Classifying core collapse supernova remnants by their morphology as shaped by the last exploding jets

TL;DR

This paper classifies 14 core collapse supernova remnants into five morphological groups based on jet influence, linking these shapes to the pre-collapse core's angular momentum within the jittering jets explosion mechanism.

Contribution

It introduces a new classification scheme for supernova remnants based on jet-shaped features and connects these to the core's rotation prior to collapse.

Findings

14 CCSNRs classified into five morphological groups

Morphologies linked to pre-collapse core angular momentum

Jet influence explains diverse remnant shapes

Abstract

Under the assumption that jets explode all core collapse supernovae (CCSNe) I classify 14 CCSN remnants (CCSNRs) into five groups according to their morphology as shaped by jets, and attribute the classes to the specific angular momentum of the pre-collapse core.
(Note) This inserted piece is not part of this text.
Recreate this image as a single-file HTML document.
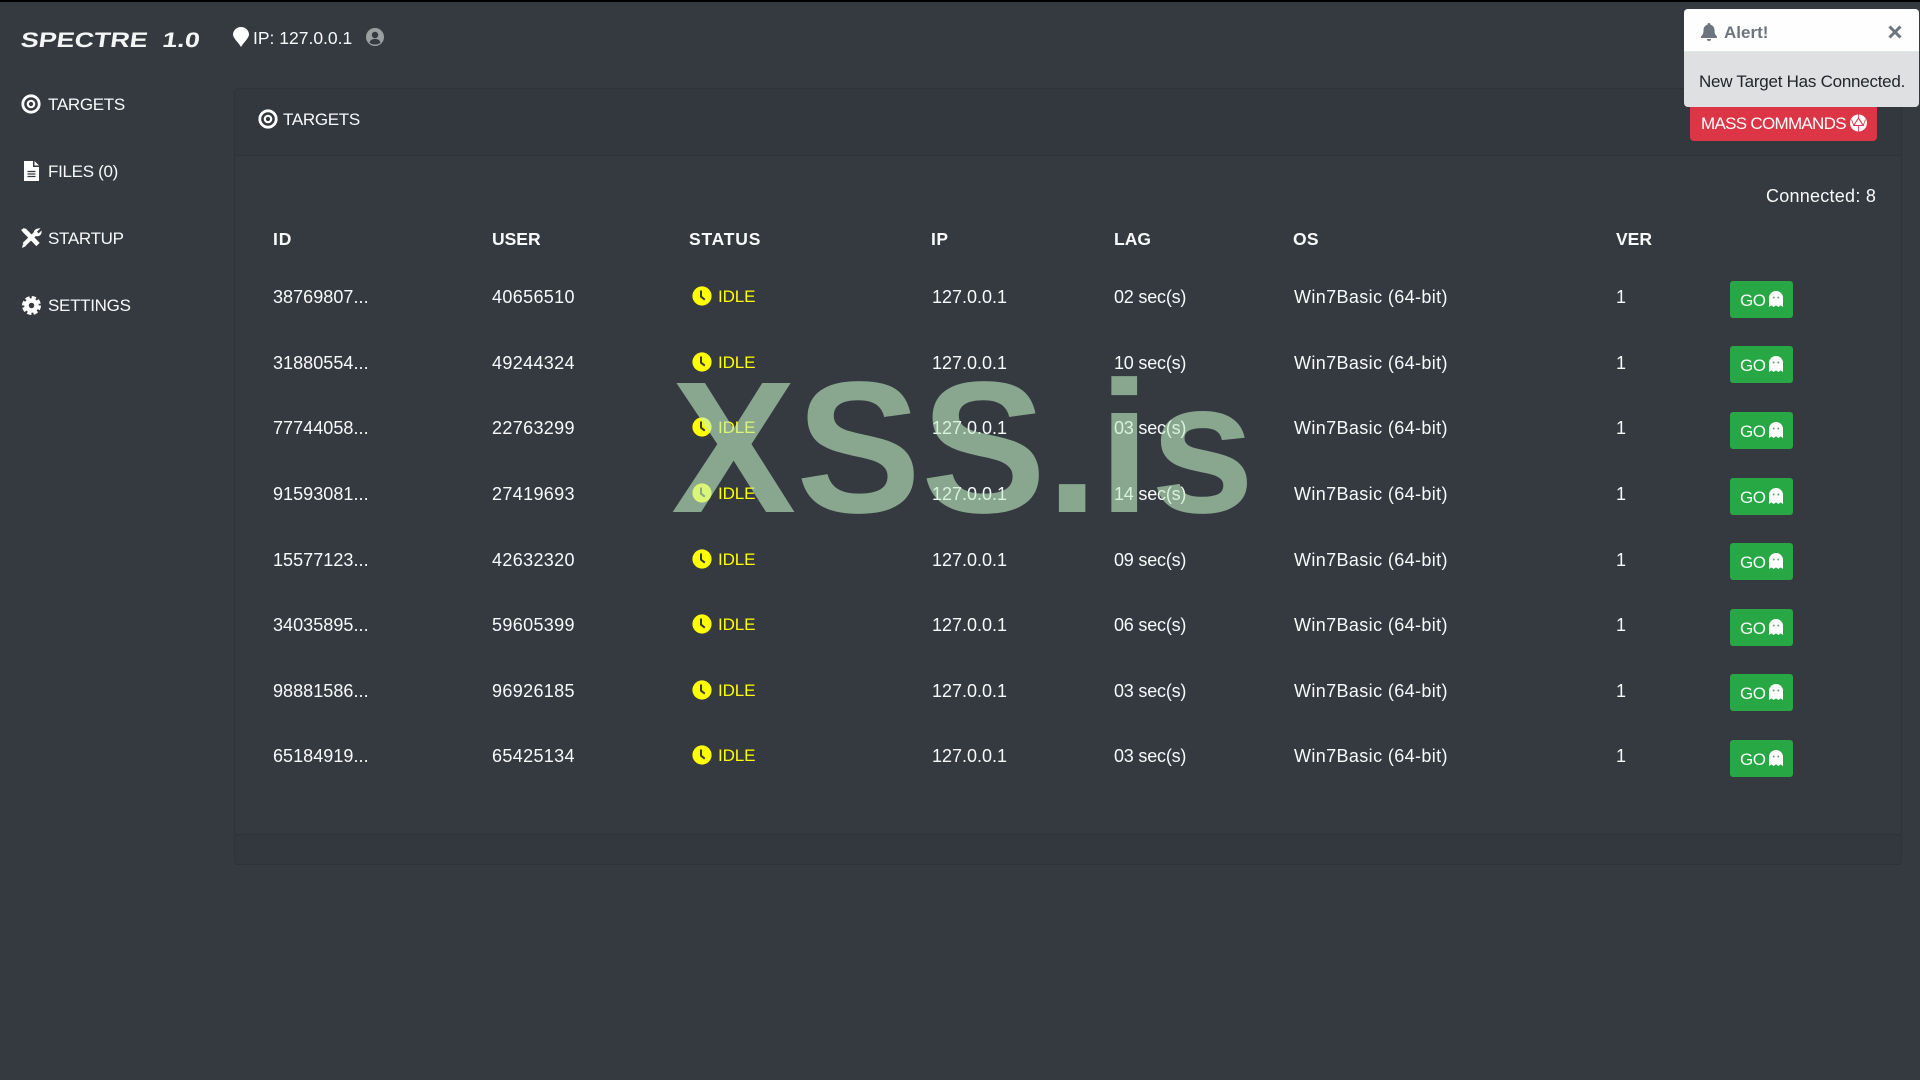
<!DOCTYPE html>
<html><head><meta charset="utf-8"><title>Spectre</title>
<style>
*{box-sizing:border-box}
html,body{margin:0;padding:0;width:1920px;height:1080px;overflow:hidden;background:#343a40}
body{font-family:"Liberation Sans",sans-serif;font-size:18px;color:#f8f9fa;position:relative;border-top:2px solid #000}
.a{position:absolute;white-space:nowrap;line-height:24px;height:24px}
svg{position:absolute;display:block}
#wrap{position:absolute;left:0;top:-2px;width:1920px;height:1080px}
.nav{font-size:17px;letter-spacing:-.3px;left:48px}
.card{position:absolute;left:234px;top:88px;width:1668px;height:777px;border:1px solid #2e3338;border-radius:4px}
.h1{position:absolute;left:0;top:0;right:0;height:67px;border-bottom:1px solid #2e3338;background:#32383e}
.f1{position:absolute;left:0;bottom:0;right:0;height:30px;border-top:1px solid #2e3338;background:#32383e}
.th{font-weight:bold;font-size:17.5px;top:227px}
.r{position:absolute;left:0;width:1920px;height:24px}
.r span{position:absolute;top:0;line-height:24px;white-space:nowrap}
.c1{left:273px;letter-spacing:.05px}.c2{left:492px;letter-spacing:.35px}.c4{left:932px}.c5{left:1114px;letter-spacing:-.2px}.c6{left:1294px;letter-spacing:.38px}.c7{left:1616px}
.c3{left:718px;color:#ff0;font-size:17px;letter-spacing:-.1px}
.go{position:absolute;left:1730px;width:63px;height:37px;background:#28a745;border-radius:3px;top:-4px}
.g2{top:-5px}
.go b{position:absolute;left:10px;top:8px;font-weight:normal;font-size:17px;line-height:24px;letter-spacing:-.5px;color:#f8f9fa}
.go svg{left:39px;top:10px}
.r>svg{left:692px;top:1px}
#wm{position:absolute;left:671px;top:343px;font-family:"Liberation Sans",sans-serif;font-weight:bold;font-size:187.5px;line-height:208px;height:208px;color:rgba(195,238,197,.6);white-space:nowrap;z-index:5}
.toast{position:absolute;left:1684px;top:9px;width:235px;height:98px;border-radius:4px;overflow:hidden;background:#dfe0e2;z-index:9}
.toast .t{position:absolute;left:0;top:0;right:0;height:43px;background:#fdfefd;border-bottom:1px solid #dfe9df}
.btn{position:absolute;left:1690px;top:104px;width:187px;height:37px;background:#dc3545;border-radius:4px}
</style></head>
<body>
<div id="wrap">
<svg width="0" height="0" style="position:absolute">
<defs>
<symbol id="clock" viewBox="0 0 20 20"><circle cx="10" cy="10" r="9.6" fill="#ff0"/><path d="M9 4.500v6.200l3.800 3" fill="none" stroke="#343a40" stroke-width="2"/></symbol>
<symbol id="ghost" viewBox="0 0 14 16"><path d="M0 16V7a7 7 0 0 1 14 0v9l-2.300-1.600L9.300 16 7 14.400 4.700 16 2.300 14.400z" fill="#fff"/><circle cx="4.700" cy="6.500" r="1" fill="#6a9a78"/><circle cx="9.300" cy="6.500" r="1" fill="#6a9a78"/></symbol>
<symbol id="target" viewBox="0 0 20 20"><circle cx="10" cy="10" r="8.200" fill="none" stroke="#fff" stroke-width="2.800"/><circle cx="10" cy="10" r="3.200" fill="none" stroke="#fff" stroke-width="2.200"/></symbol>
</defs>
</svg>

<svg style="left:0;top:20px" width="220" height="40"><g transform="translate(20 27) skewX(-8)"><text x="0" y="0" fill="#f4f5f5" font-family="Liberation Sans" font-size="21" font-weight="bold" textLength="179" lengthAdjust="spacingAndGlyphs" xml:space="preserve">SPECTRE  1.0</text></g></svg>

<svg style="left:233px;top:27px" width="16" height="20" viewBox="0 0 16 20"><path d="M8 20C5 15 0 11 0 7.500a8 7.500 0 0 1 16 0C16 11 11 15 8 20z" fill="#fff"/></svg>
<span class="a" style="left:253px;top:26px;font-size:17.5px">IP: 127.0.0.1</span>
<svg style="left:366px;top:28px" width="18" height="18" viewBox="0 0 18 18"><circle cx="9" cy="9" r="9" fill="#9aa09f"/><circle cx="9" cy="7" r="3.200" fill="#343a40"/><path d="M3.500 14.500c1-3 3-3.500 5.500-3.500s4.500.5 5.500 3.500c-1.500 1.500-3.500 2-5.500 2s-4-.5-5.500-2z" fill="#343a40"/></svg>

<svg style="left:21px;top:94px" width="20" height="20"><use href="#target"/></svg>
<span class="a nav" style="top:93px">TARGETS</span>
<svg style="left:24px;top:161px" width="15" height="20" viewBox="0 0 15 20"><path d="M0 0h9v6h6v14H0z" fill="#fff"/><path d="M10.500 0l4.500 4.500h-4.500z" fill="#fff"/><path d="M3.500 10.500h8M3.500 13h8M3.500 15.500h8" stroke="#343a40" stroke-width="1.200"/></svg>
<span class="a nav" style="top:160px">FILES (0)</span>
<svg style="left:21px;top:228px" width="21" height="20" viewBox="0 0 21 20"><path d="M3 2l14 14.500" stroke="#fff" stroke-width="4.500"/><path d="M0 2l3-2 5 4-3 3z" fill="#fff"/><path d="M3 16.500L14.500 5.500" stroke="#fff" stroke-width="4"/><path d="M13 7c-1.500-3.500 1.500-7.500 6.500-6.500L16 3.500l1.500 2 3-3c.8 5-3.500 7.500-7.500 4.500z" fill="#fff"/><path d="M1 20l1-4 3 2z" fill="#fff"/></svg>
<span class="a nav" style="top:227px">STARTUP</span>
<svg style="left:22px;top:296px" width="19" height="19" viewBox="0 0 19 19"><circle cx="9.500" cy="9.500" r="5" fill="none" stroke="#fff" stroke-width="4.500"/><circle cx="9.500" cy="9.500" r="8" fill="none" stroke="#fff" stroke-width="3" stroke-dasharray="4.200 2.080"/></svg>
<span class="a nav" style="top:294px">SETTINGS</span>

<div class="card"><div class="h1"></div><div class="f1"></div></div>
<svg style="left:258px;top:109px" width="20" height="20"><use href="#target"/></svg>
<span class="a nav" style="left:283px;top:108px">TARGETS</span>

<div class="btn"></div>
<span class="a" style="left:1701px;top:112px;font-size:17px;letter-spacing:-.7px;color:#fff">MASS COMMANDS</span>
<svg style="left:1850px;top:114px" width="17" height="18" viewBox="0 0 17 18"><circle cx="8.500" cy="9" r="8.500" fill="#fff"/><path d="M8.500 4l4.700 7.500H3.800z" fill="none" stroke="#dc3545" stroke-width="1.100"/><path d="M1.500 5.500l2.300 6M15.500 5.500l-2.300 6M8.500 17.500v-6M8.500 4V.5" stroke="#dc3545" stroke-width=".8"/></svg>

<span class="a" style="left:1766px;top:184px;letter-spacing:.25px">Connected: 8</span>

<span class="a th" style="left:273px;letter-spacing:.9px">ID</span>
<span class="a th" style="left:492px">USER</span>
<span class="a th" style="left:689px;letter-spacing:.8px">STATUS</span>
<span class="a th" style="left:931px;letter-spacing:.5px">IP</span>
<span class="a th" style="left:1114px">LAG</span>
<span class="a th" style="left:1293px;letter-spacing:.3px">OS</span>
<span class="a th" style="left:1616px">VER</span>

<div class="r" style="top:285px"><span class="c1">38769807...</span><span class="c2">40656510</span><svg width="20" height="20"><use href="#clock"/></svg><span class="c3">IDLE</span><span class="c4">127.0.0.1</span><span class="c5">02 sec(s)</span><span class="c6">Win7Basic (64-bit)</span><span class="c7">1</span><div class="go"><b>GO</b><svg width="14" height="16"><use href="#ghost"/></svg></div></div>
<div class="r" style="top:351px"><span class="c1">31880554...</span><span class="c2">49244324</span><svg width="20" height="20"><use href="#clock"/></svg><span class="c3">IDLE</span><span class="c4">127.0.0.1</span><span class="c5">10 sec(s)</span><span class="c6">Win7Basic (64-bit)</span><span class="c7">1</span><div class="go g2"><b>GO</b><svg width="14" height="16"><use href="#ghost"/></svg></div></div>
<div class="r" style="top:416px"><span class="c1">77744058...</span><span class="c2">22763299</span><svg width="20" height="20"><use href="#clock"/></svg><span class="c3">IDLE</span><span class="c4">127.0.0.1</span><span class="c5">03 sec(s)</span><span class="c6">Win7Basic (64-bit)</span><span class="c7">1</span><div class="go"><b>GO</b><svg width="14" height="16"><use href="#ghost"/></svg></div></div>
<div class="r" style="top:482px"><span class="c1">91593081...</span><span class="c2">27419693</span><svg width="20" height="20"><use href="#clock"/></svg><span class="c3">IDLE</span><span class="c4">127.0.0.1</span><span class="c5">14 sec(s)</span><span class="c6">Win7Basic (64-bit)</span><span class="c7">1</span><div class="go"><b>GO</b><svg width="14" height="16"><use href="#ghost"/></svg></div></div>
<div class="r" style="top:548px"><span class="c1">15577123...</span><span class="c2">42632320</span><svg width="20" height="20"><use href="#clock"/></svg><span class="c3">IDLE</span><span class="c4">127.0.0.1</span><span class="c5">09 sec(s)</span><span class="c6">Win7Basic (64-bit)</span><span class="c7">1</span><div class="go g2"><b>GO</b><svg width="14" height="16"><use href="#ghost"/></svg></div></div>
<div class="r" style="top:613px"><span class="c1">34035895...</span><span class="c2">59605399</span><svg width="20" height="20"><use href="#clock"/></svg><span class="c3">IDLE</span><span class="c4">127.0.0.1</span><span class="c5">06 sec(s)</span><span class="c6">Win7Basic (64-bit)</span><span class="c7">1</span><div class="go"><b>GO</b><svg width="14" height="16"><use href="#ghost"/></svg></div></div>
<div class="r" style="top:679px"><span class="c1">98881586...</span><span class="c2">96926185</span><svg width="20" height="20"><use href="#clock"/></svg><span class="c3">IDLE</span><span class="c4">127.0.0.1</span><span class="c5">03 sec(s)</span><span class="c6">Win7Basic (64-bit)</span><span class="c7">1</span><div class="go g2"><b>GO</b><svg width="14" height="16"><use href="#ghost"/></svg></div></div>
<div class="r" style="top:744px"><span class="c1">65184919...</span><span class="c2">65425134</span><svg width="20" height="20"><use href="#clock"/></svg><span class="c3">IDLE</span><span class="c4">127.0.0.1</span><span class="c5">03 sec(s)</span><span class="c6">Win7Basic (64-bit)</span><span class="c7">1</span><div class="go"><b>GO</b><svg width="14" height="16"><use href="#ghost"/></svg></div></div>

<div id="wm">XSS.is</div>

<div class="toast">
<div class="t"></div>
<svg style="left:17px;top:14px" width="16" height="18" viewBox="0 0 16 18"><path d="M8 0a1.500 1.500 0 0 1 1.500 1.700C12 2.300 13.500 4.500 13.500 7c0 4 1 5 2.500 6.500V15H0v-1.500C1.500 12 2.500 11 2.500 7c0-2.500 1.500-4.700 4-5.300A1.500 1.500 0 0 1 8 0z" fill="#6c757d"/><path d="M6 16h4a2 2 0 0 1-4 0z" fill="#6c757d"/></svg>
<span class="a" style="left:40px;top:12px;font-weight:bold;font-size:17px;color:#6c757d">Alert!</span>
<svg style="left:204px;top:16px" width="14" height="14" viewBox="0 0 14 14"><path d="M1.500 1.500l11 11M12.500 1.500l-11 11" stroke="#6c757d" stroke-width="3"/></svg>
<span class="a" style="left:15px;top:61px;font-size:17px;letter-spacing:-.25px;color:#212529">New Target Has Connected.</span>
</div>
</div>
</body></html>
Point-symmetry (1 CCSNR): According to the jittering jets explosion mechanism (JJEM) when the pre-collapse core rotates very slowly the newly born neutron star (NS) launches tens of jet-pairs in all directions. The last several jet-pairs might leave an imprint of several pairs of ears, i.e., a point-symmetric morphology. One pair of ears (8 CCSNRs): More rapidly rotating cores might force the last pair of jets to be long-lived and shape one pair of jet-inflated ears that dominate the morphology. S-shaped (1 CCSNR): The accretion disk might precess, leading to an S-shaped morphology. Barrel-shaped (3 CCSNRs): Even more rapidly rotating pre-collapse cores might result in a final energetic pair of jets that clear the region along the axis of the pre-collapse core rotation and form a barrel-shaped morphology. Elongated (1 CCSNR): Very rapidly rotating pre-collapse core force all jets to be along the same axis such that the jets are inefficient in expelling mass from the equatorial plane and the long-lasting accretion process turns the NS into a black hole (BH). The two new results of this study are the classification of CCSNRs into five classes based on jet-shaped morphological features, and the attribution of the morphological classes mainly to the pre-collapse core rotation in the frame of the JJEM.